▶ _WORK REQUIRED_:
Show every line in the records below that contains the word "React".
= = =
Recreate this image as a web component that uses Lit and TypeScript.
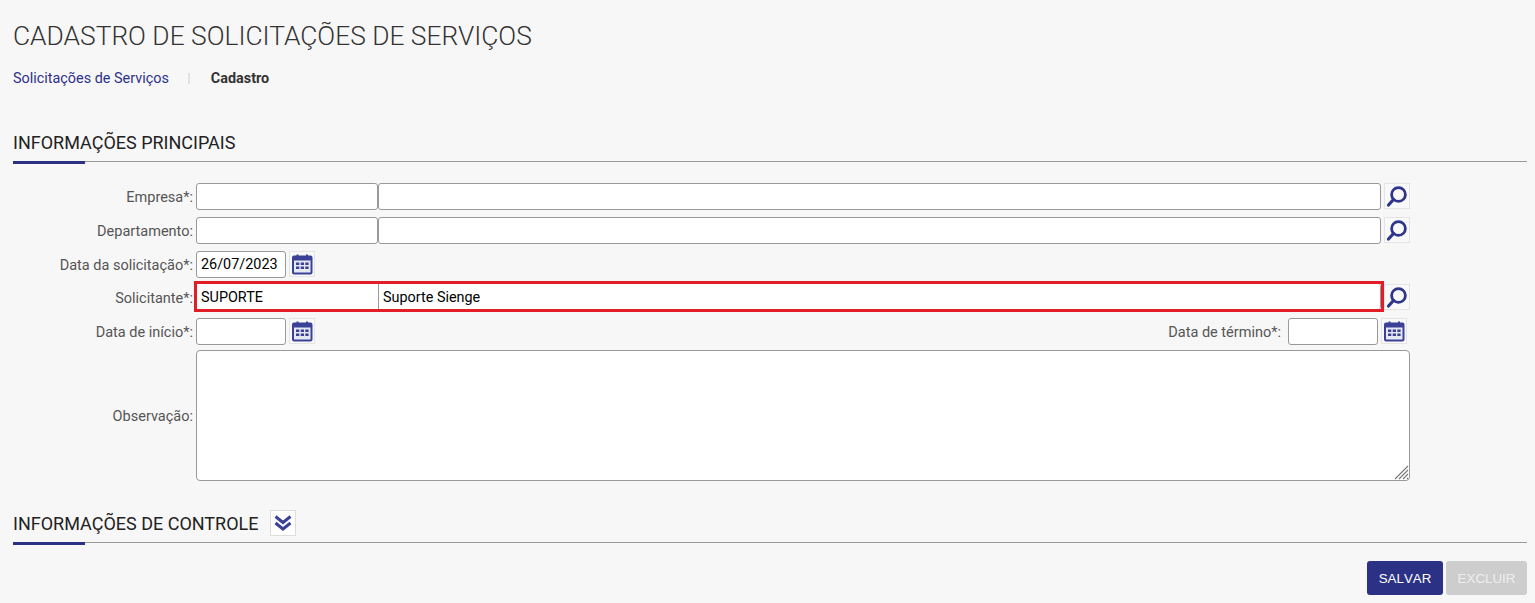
import { LitElement, html, css, svg } from 'lit';
import { customElement } from 'lit/decorators.js';

const searchIcon = svg`<circle cx="13.500" cy="10.500" r="6.900" fill="none" stroke="#2f3589" stroke-width="2.800"/><path d="M8.500 15.500 L3.500 21" stroke="#2f3589" stroke-width="3.200" stroke-linecap="round"/>`;

const calendarIcon = svg`<rect x="3" y="4.500" width="18.500" height="17" rx="1" fill="#e6e8f4" stroke="#3a4196" stroke-width="2"/>
  <path d="M3 4.500h18.500v4H3z" fill="#3a4196"/>
  <path d="M7.500 2.500v3M17 2.500v3" stroke="#3a4196" stroke-width="2"/>
  <path d="M6 10.500h3.300v2.600H6zM10.700 10.500H14v2.600h-3.300zM15.300 10.500h3.300v2.600h-3.300zM6 14.500h3.300v2.600H6zM10.700 14.500H14v2.600h-3.300zM15.300 14.500h3.300v2.600h-3.300z" fill="#3a4196"/>`;

const chevronsIcon = svg`<path d="M4.500 5.500 L12 11.500 L19.500 5.500 M4.500 12 L12 18 L19.500 12" fill="none" stroke="#3a4196" stroke-width="3"/>`;

const gripIcon = svg`<path d="M1 14 L14 1 M5 14 L14 5 M9 14 L14 9 M13 14 L14 13" stroke="#777" stroke-width="1.100"/>`;

@customElement('app-root')
export class AppRoot extends LitElement {
  static styles = css`
    :host {
      display: block;
      height: 603px;
      overflow: hidden;
      background: #f7f7f7;
      font-family: Roboto, "Liberation Sans", sans-serif;
      color: #444;
    }

    .page {
      padding: 21px 8px 0 13px;
    }

    h1 {
      margin: 0;
      height: 30px;
      font-size: 26.350px;
      line-height: 31px;
      font-weight: 300;
      color: #333;
    }

    .crumbs {
      display: flex;
      align-items: center;
      height: 16px;
      margin-top: 19px;
      font-size: 14.400px;
    }

    .crumbs a {
      color: #2e3188;
    }

    .crumbs i {
      width: 2px;
      height: 11px;
      margin: 0 21px 0 19px;
      background: #e2e2e2;
    }

    .crumbs b {
      font-weight: 700;
      color: #333;
    }

    .section {
      position: relative;
      display: flex;
      align-items: center;
      gap: 11px;
      border-bottom: 1px solid #999;
      font-size: 18px;
      color: #222;
    }

    .section::after {
      content: "";
      position: absolute;
      left: 0;
      bottom: -3px;
      width: 72px;
      height: 3px;
      background: #2b3184;
    }

    .main-head {
      height: 28px;
      margin-top: 47px;
      align-items: flex-start;
      line-height: 19px;
    }

    .form {
      display: grid;
      grid-template-columns: 180px 1214px;
      column-gap: 3px;
      margin-top: 21px;
    }

    .form label {
      justify-self: end;
      height: 27px;
      font-size: 14.500px;
      line-height: 29px;
      color: #555;
      white-space: nowrap;
    }

    .form label.middle {
      height: auto;
      align-self: center;
      margin-top: 2px;
      line-height: 17px;
    }

    .row {
      display: flex;
      align-items: flex-start;
      height: 34px;
    }

    .row.date-row {
      height: 33px;
    }

    .row.last {
      height: 32px;
    }

    .row.tall {
      position: relative;
      height: auto;
    }

    .box {
      box-sizing: border-box;
      height: 27px;
      padding: 0 4px;
      border: 1px solid #999;
      border-radius: 3px;
      background: #fff;
      font-size: 14.400px;
      line-height: 26px;
      color: #000;
      white-space: nowrap;
    }

    .code {
      width: 182px;
    }

    .name {
      width: 1003px;
    }

    .date {
      width: 90px;
    }

    .icon {
      box-sizing: border-box;
      flex: none;
      width: 26px;
      height: 26px;
      margin-left: 3px;
      border: 1px solid #e4e4e4;
      background: #f9f9f9;
    }

    .icon svg {
      display: block;
      width: 24px;
      height: 24px;
    }

    .end {
      display: flex;
      align-items: flex-start;
      margin: 0 3px 0 auto;
    }

    .end .box {
      margin-left: 7px;
    }

    .invalid {
      display: flex;
      flex: none;
      box-sizing: border-box;
      width: 1190px;
      height: 31px;
      margin: -3px 0 0 -2px;
      border: 3px solid #e21d26;
    }

    .invalid + .icon {
      margin-left: 0;
    }

    .invalid .box {
      height: 25px;
      line-height: 27px;
      border: 0;
      border-radius: 0;
    }

    .invalid .code {
      width: 182px;
      padding-left: 4px;
      border-right: 1px solid #999;
    }

    .invalid .name {
      flex: 1;
      width: auto;
      border-right: 1px solid #999;
      border-radius: 0 3px 3px 0;
    }

    textarea {
      display: block;
      box-sizing: border-box;
      width: 1214px;
      height: 131px;
      border: 1px solid #999;
      border-radius: 4px;
      background: #fff;
      resize: none;
    }

    .grip {
      position: absolute;
      right: 1px;
      bottom: 1px;
      display: block;
      width: 15px;
      height: 15px;
    }

    .control-head {
      box-sizing: border-box;
      height: 37px;
      padding-bottom: 2px;
      margin-top: 25px;
    }

    .toggle {
      box-sizing: border-box;
      width: 26px;
      height: 26px;
      border: 1px solid #ddd;
      background: #fff;
    }

    .toggle svg {
      display: block;
      width: 24px;
      height: 24px;
    }

    .actions {
      display: flex;
      justify-content: flex-end;
      gap: 3px;
      margin-top: 18px;
    }

    button {
      height: 34px;
      padding: 0;
      border: 0;
      border-radius: 3px;
      font-family: "Liberation Sans", Arial, sans-serif;
      font-size: 13.333px;
      font-kerning: none;
      color: #fff;
    }

    .save {
      width: 76px;
      background: #2b3184;
    }

    .delete {
      width: 81px;
      background: #cdcdcd;
      color: #eee;
    }
  `;

  private search() {
    return html`<div class="icon"><svg viewBox="0 0 24 24">${searchIcon}</svg></div>`;
  }

  private calendar() {
    return html`<div class="icon"><svg viewBox="0 0 24 24">${calendarIcon}</svg></div>`;
  }

  render() {
    return html`
      <div class="page">
        <h1>CADASTRO DE SOLICITAÇÕES DE SERVIÇOS</h1>
        <div class="crumbs">
          <a>Solicitações de Serviços</a>
          <i></i>
          <b>Cadastro</b>
        </div>

        <div class="section main-head">INFORMAÇÕES PRINCIPAIS</div>

        <div class="form">
          <label>Empresa*:</label>
          <div class="row">
            <div class="box code"></div>
            <div class="box name"></div>
            ${this.search()}
          </div>

          <label>Departamento:</label>
          <div class="row">
            <div class="box code"></div>
            <div class="box name"></div>
            ${this.search()}
          </div>

          <label>Data da solicitação*:</label>
          <div class="row date-row">
            <div class="box date">26/07/2023</div>
            ${this.calendar()}
          </div>

          <label>Solicitante*:</label>
          <div class="row">
            <div class="invalid">
              <div class="box code">SUPORTE</div>
              <div class="box name">Suporte Sienge</div>
            </div>
            ${this.search()}
          </div>

          <label>Data de início*:</label>
          <div class="row last">
            <div class="box date"></div>
            ${this.calendar()}
            <div class="end">
              <label>Data de término*:</label>
              <div class="box date"></div>
              ${this.calendar()}
            </div>
          </div>

          <label class="middle">Observação:</label>
          <div class="row tall">
            <textarea></textarea>
            <svg class="grip" viewBox="0 0 15 15">${gripIcon}</svg>
          </div>
        </div>

        <div class="section control-head">
          INFORMAÇÕES DE CONTROLE
          <div class="toggle"><svg viewBox="0 0 24 24">${chevronsIcon}</svg></div>
        </div>

        <div class="actions">
          <button class="save">SALVAR</button>
          <button class="delete">EXCLUIR</button>
        </div>
      </div>
    `;
  }
}
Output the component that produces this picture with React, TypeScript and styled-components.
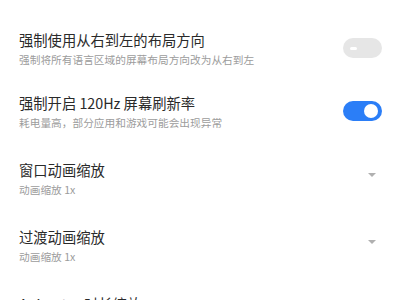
import React from "react";
import styled, { createGlobalStyle } from "styled-components";

const GlobalStyle = createGlobalStyle`
  html, body {
    margin: 0;
    padding: 0;
    background: #fff;
  }
  body {
    width: 400px;
    height: 300px;
    overflow: hidden;
    font-family: "Noto Sans CJK SC", "Noto Sans", sans-serif;
  }
`;

const List = styled.div`
  display: flex;
  flex-direction: column;
  padding: 17px 18px 0 19px;
`;

const Row = styled.div<{ $tall?: boolean }>`
  display: flex;
  align-items: center;
  justify-content: space-between;
  padding: ${p => (p.$tall ? "17px 0 12px" : "13px 0 12px")};
`;

const Texts = styled.div`
  display: flex;
  flex-direction: column;
  gap: 2px;
  min-width: 0;
`;

const Title = styled.div`
  font-size: 14.3px;
  line-height: 20px;
  color: #2a2a2a;
  white-space: nowrap;
`;

const Summary = styled.div`
  font-size: 10.7px;
  line-height: 16px;
  color: #9c9c9c;
  white-space: nowrap;
`;

const Switch = styled.div<{ $on?: boolean }>`
  position: relative;
  flex: none;
  width: 39px;
  height: 20px;
  border-radius: 10px;
  background: ${p => (p.$on ? "#2b7ef7" : "#e6e6e6")};
  margin-bottom: 3px;
`;

const Knob = styled.span`
  position: absolute;
  top: 3px;
  right: 4px;
  width: 14px;
  height: 14px;
  border-radius: 50%;
  background: #fff;
`;

const Dash = styled.span`
  position: absolute;
  top: 9px;
  left: 7px;
  width: 7px;
  height: 3px;
  border-radius: 1.5px;
  background: #fff;
`;

const Arrow = styled.span`
  flex: none;
  width: 0;
  height: 0;
  border-left: 4px solid transparent;
  border-right: 4px solid transparent;
  border-top: 4px solid #b0b0b0;
  margin-right: 6px;
  margin-bottom: 8px;
`;

type Item =
  | { title: string; summary: string; kind: "switch"; on: boolean }
  | { title: string; summary: string; kind: "select" };

const items: Item[] = [
  {
    title: "强制使用从右到左的布局方向",
    summary: "强制将所有语言区域的屏幕布局方向改为从右到左",
    kind: "switch",
    on: false,
  },
  {
    title: "强制开启 120Hz 屏幕刷新率",
    summary: "耗电量高，部分应用和游戏可能会出现异常",
    kind: "switch",
    on: true,
  },
  { title: "窗口动画缩放", summary: "动画缩放 1x", kind: "select" },
  { title: "过渡动画缩放", summary: "动画缩放 1x", kind: "select" },
  { title: "Animator 时长缩放", summary: "动画缩放 1x", kind: "select" },
];

const App = () => {
  return (
    <>
      <GlobalStyle />
      <List>
        {items.map(item => (
          <Row key={item.title} $tall={item.kind === "select"}>
            <Texts>
              <Title>{item.title}</Title>
              <Summary>{item.summary}</Summary>
            </Texts>
            {item.kind === "switch" ? (
              <Switch $on={item.on}>{item.on ? <Knob /> : <Dash />}</Switch>
            ) : (
              <Arrow />
            )}
          </Row>
        ))}
      </List>
    </>
  );
};

export default App;
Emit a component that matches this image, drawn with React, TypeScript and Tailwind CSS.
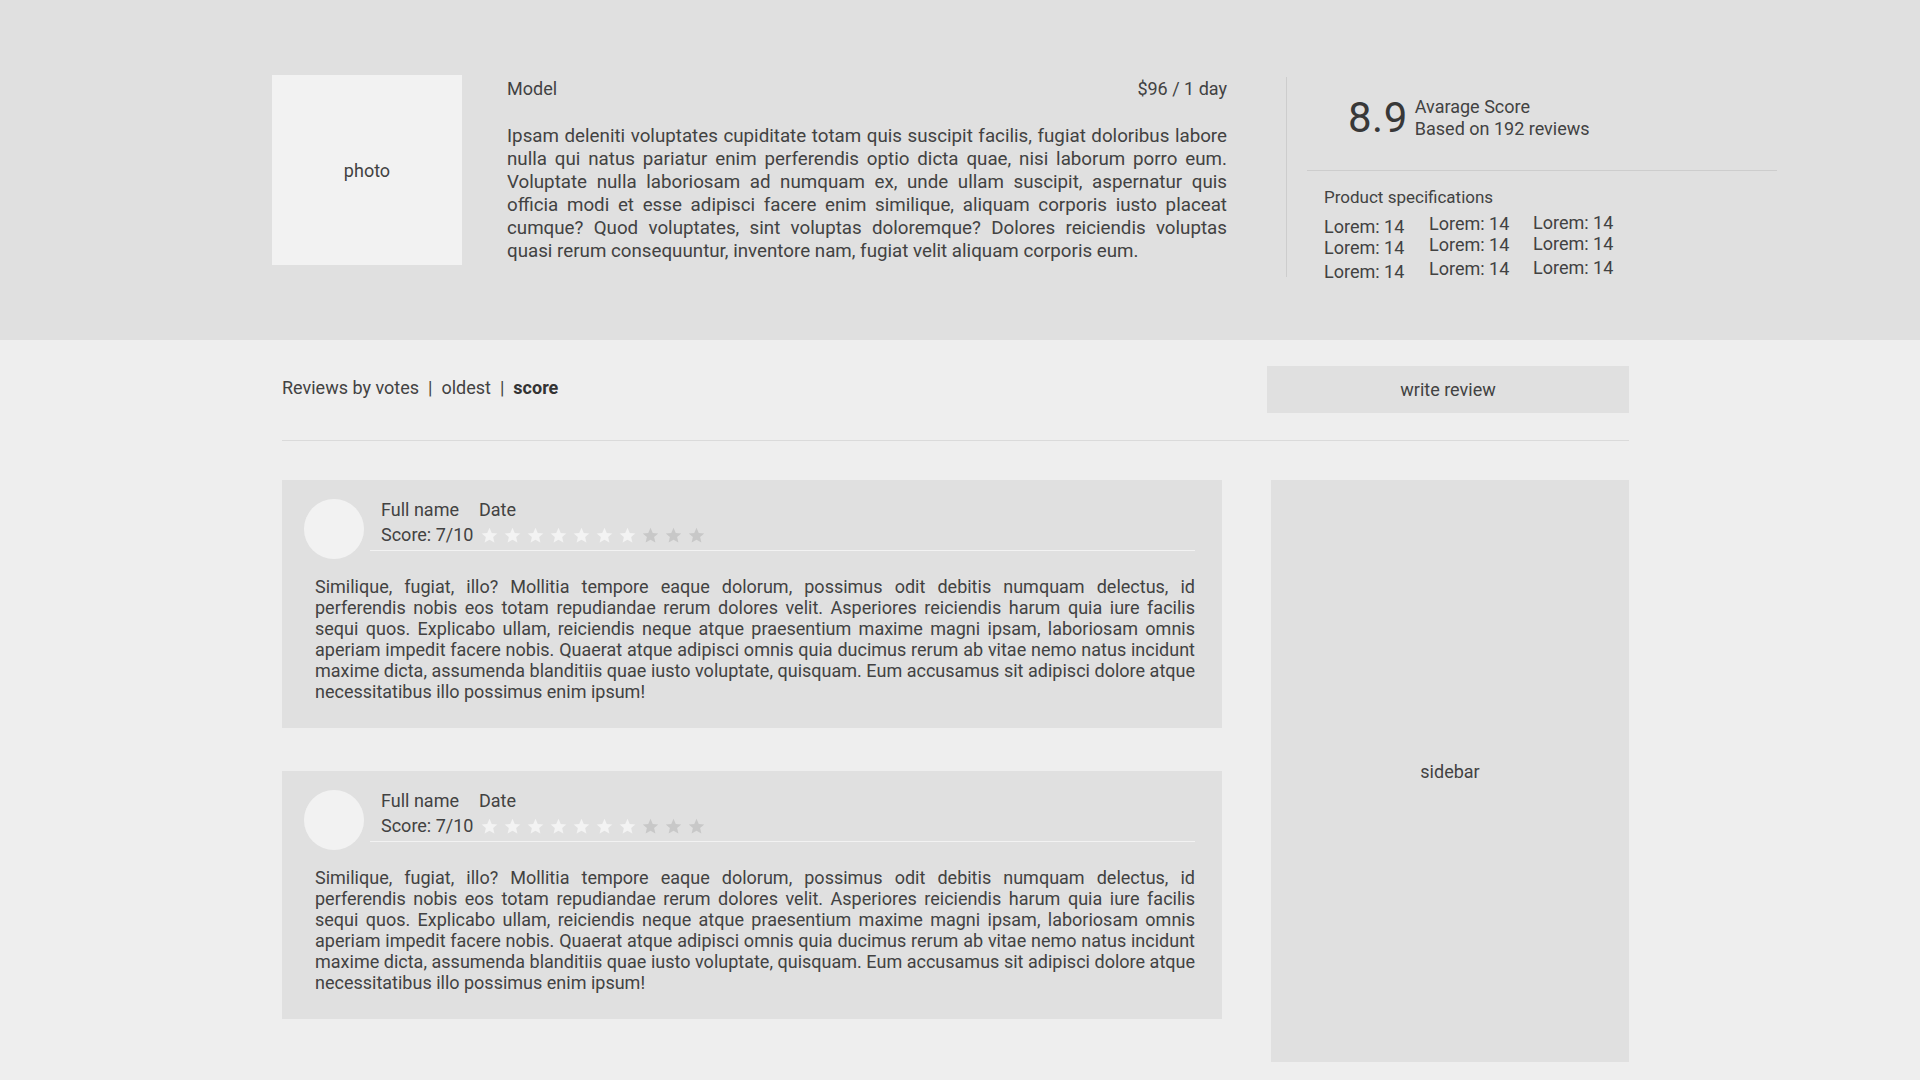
= = =
▶ _SOLUTION BELOW_:
Output the component that produces this picture with React, TypeScript and styled-components.
import React from "react";
Emit a component that matches this image, drawn with React, TypeScript and Tailwind CSS.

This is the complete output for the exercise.